The June retail breakdown has not yet been released and is expected in the coming days.
In May, the most recent month with full data, domestic retail sales reached 47,281 units — a 22.5% year-over-year increase that snapped a two-month run of annual declines.
Retail volumes had fallen approximately 24% in March and roughly 10% in April before May turned positive.
Despite the May rebound, cumulative retail sales for the first five months of 2026 stood at 186,035 units, down 7.9% from the same period in 2025, CPCA data showed.
Exports from the Shanghai plant have more than offset the domestic softness.
Through the first five months, Tesla exported 192,823 vehicles from China — more than double the year-earlier figure — and exports have now outpaced domestic retail sales for the period.
The plant runs a localization rate above 95% and produces both the Model 3 and Model Y, including the six-seat Model Y L variant that launched in China in August 2025 and has since expanded to markets across Asia-Pacific and, as of July 2026, the United States.
Competitive Landscape
The broader Chinese new-energy vehicle market has continued to expand, with competition remaining fierce.
BYD posted 403,472 wholesale new-energy vehicle units in June, with fully electric vehicles accounting for 201,472 of the total.
Exports reached a record 175,349 units, pushing the overseas share to roughly 43.5% of the month’s volume.
The Shenzhen-based giant, which produces both plug-in hybrid models (PHEV) and fully electric vehicles (BEV), sold 1,808,511 units in the first half of 2026.

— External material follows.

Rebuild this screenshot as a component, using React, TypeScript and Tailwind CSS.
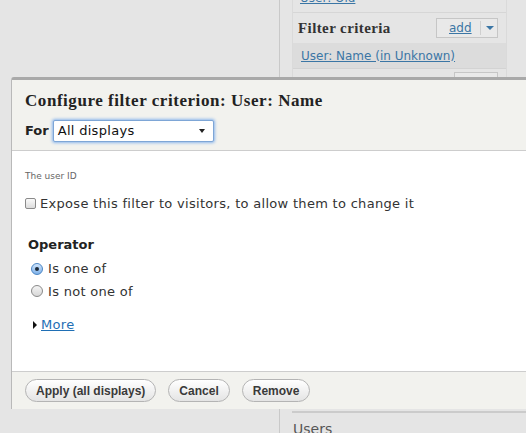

Nio delivered 40,597 vehicles in June, its strongest month of 2026, with the main Nio brand accounting for 21,908 units, family-oriented Onvo contributing 11,743, and compact marque Firefly adding 6,946.
The group’s first-half deliveries reached 191,123, up 67.4% year over year.
XPeng delivered 40,126 vehicles, also a 2026 monthly high, bringing second-quarter deliveries to 103,295.
Tech giant Xiaomi delivered approximately 180,000 vehicles in the first six months of 2026, a 15% year-over-year increase that leaves the tech giant well short of the monthly pace its 550,000-unit annual target demands.